Why would we continue to let it go on – what's the alternative, look aside while an illegitimate government abuses its people and empowers our more prominent enemies because that feels nicer? Is this the picture of success that our intellectual superiors would prefer through their rules-based order?

No. In the Golden Era, corrective action is kinder than permissive inaction. Which brings us to the most effective international language of foreign policy: offering a better deal first. What many casual news consumers didn't realize last month was that Maduro had other options and many warnings. Having been indicted in the US in 2020, he must have known that he'd be headed for a Manhattan courtroom eventually one way or the other. The Biden administration had placed a $50M bounty on his head – an enjoyable example for the "can you just do that" discussion. President Trump spoke with Maduro. The US blew up so many drug ships. Maduro could have turned himself in at any time. Some enterprising privateer could've bagged Maduro in the meantime and charged the taxpayers a big bill on Biden's behalf. But Maduro did us the excellent service of giving us the totally legitimate opportunity to show off our Big Stick for free.

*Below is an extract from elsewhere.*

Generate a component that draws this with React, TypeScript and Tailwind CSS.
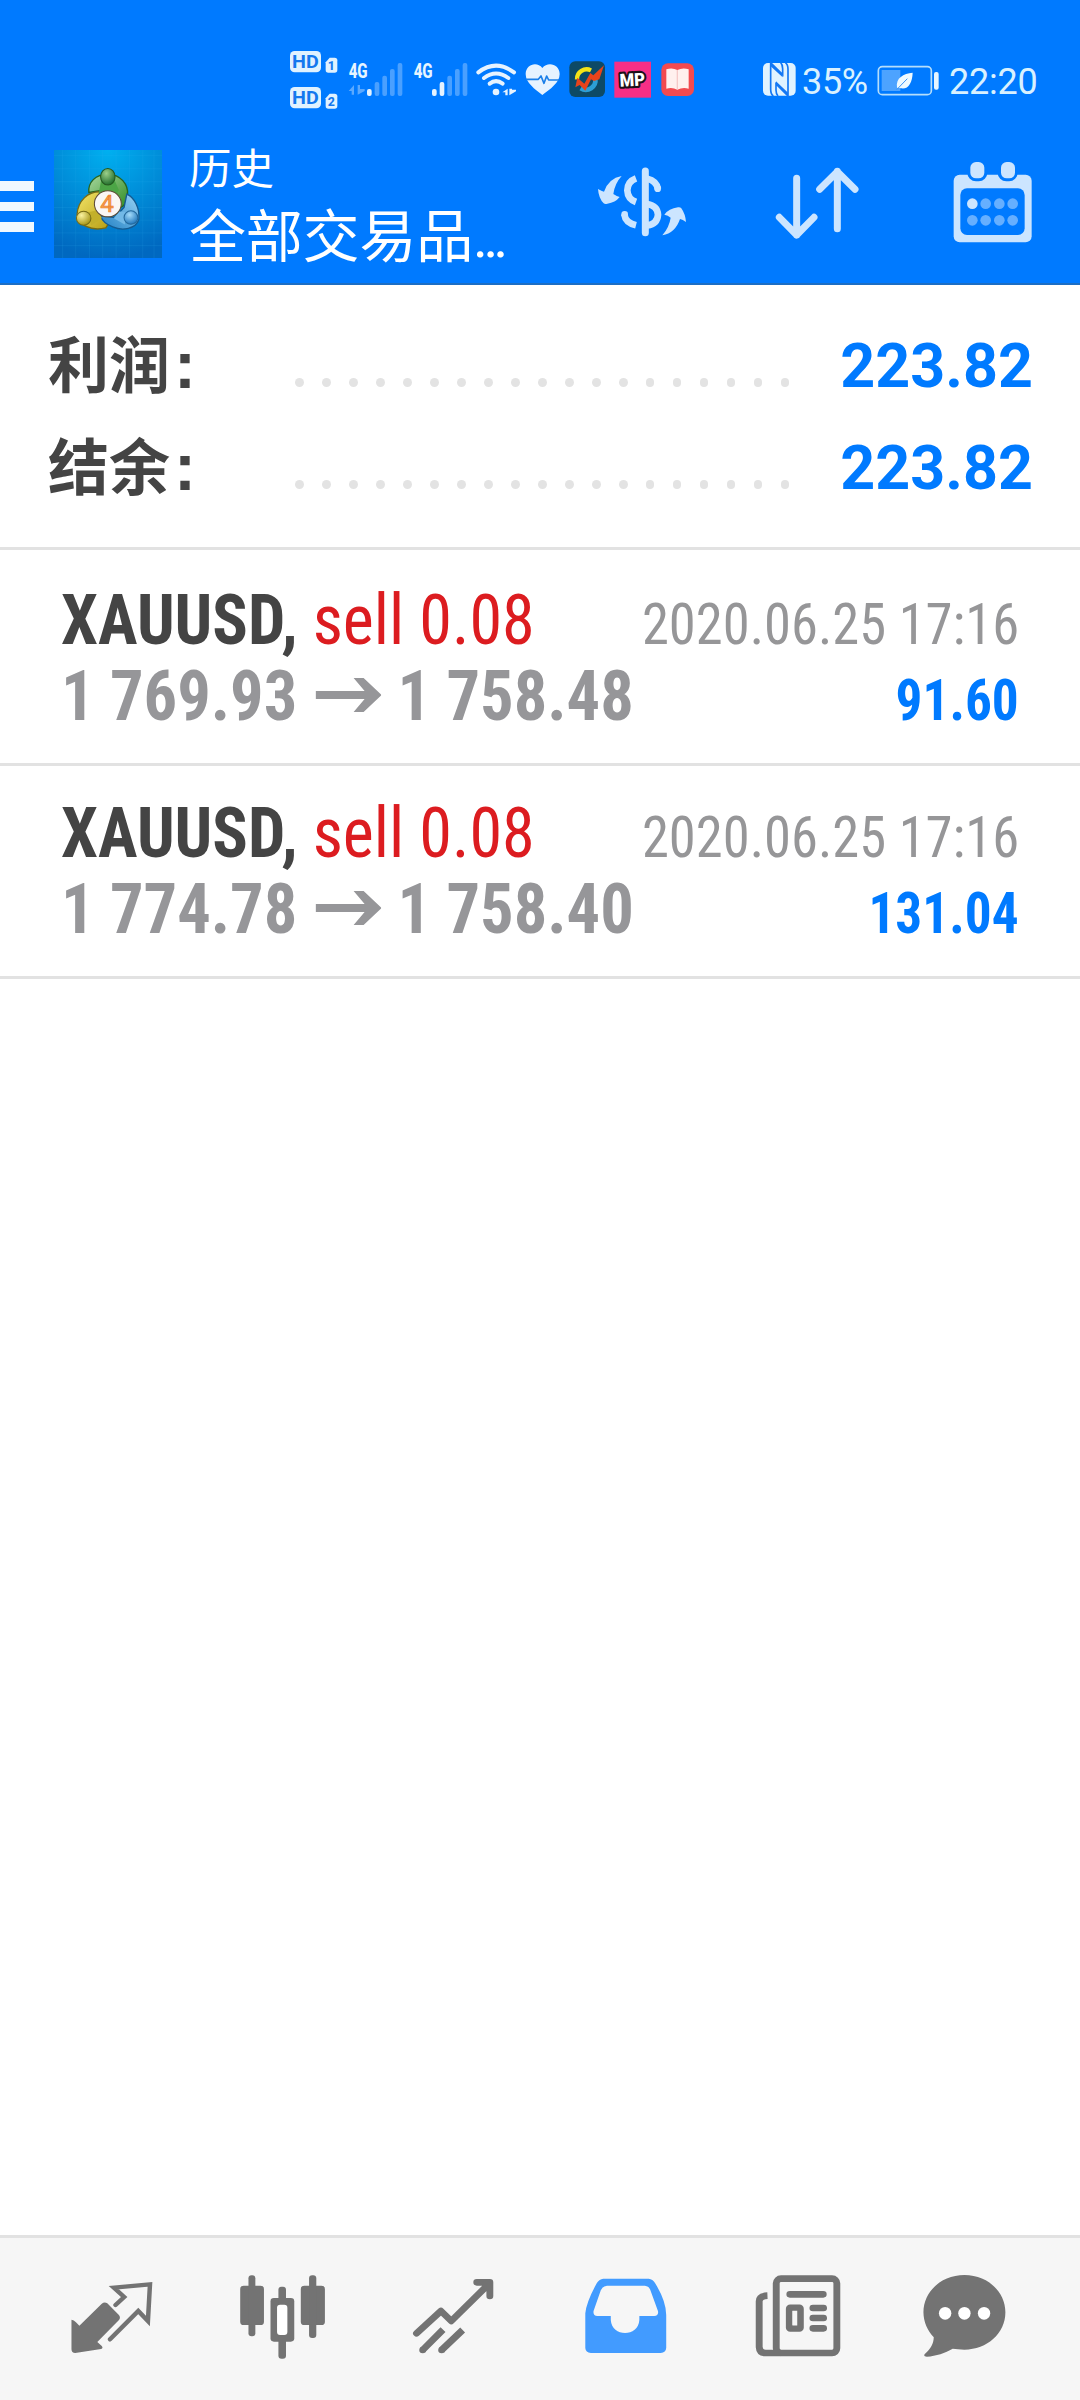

It's Cuba's turn now. Cuba could take a deal, the terms of which, of course, have not been disclosed. Or Cuba could let the Sword of Damocles (Don-ocles?) fall and set in motion a set of tariffs that will punish both Cuba and our more prominent enemies, such as China. And it would be Cuba's fault, not ours. The beauty of President Trump's Big Carrot/Big Stick diplomacy is that it gives the failing leaders within our sphere the power to benefit themselves and us, or punish themselves and our enemies. It's an increasingly efficient win-win/win-win.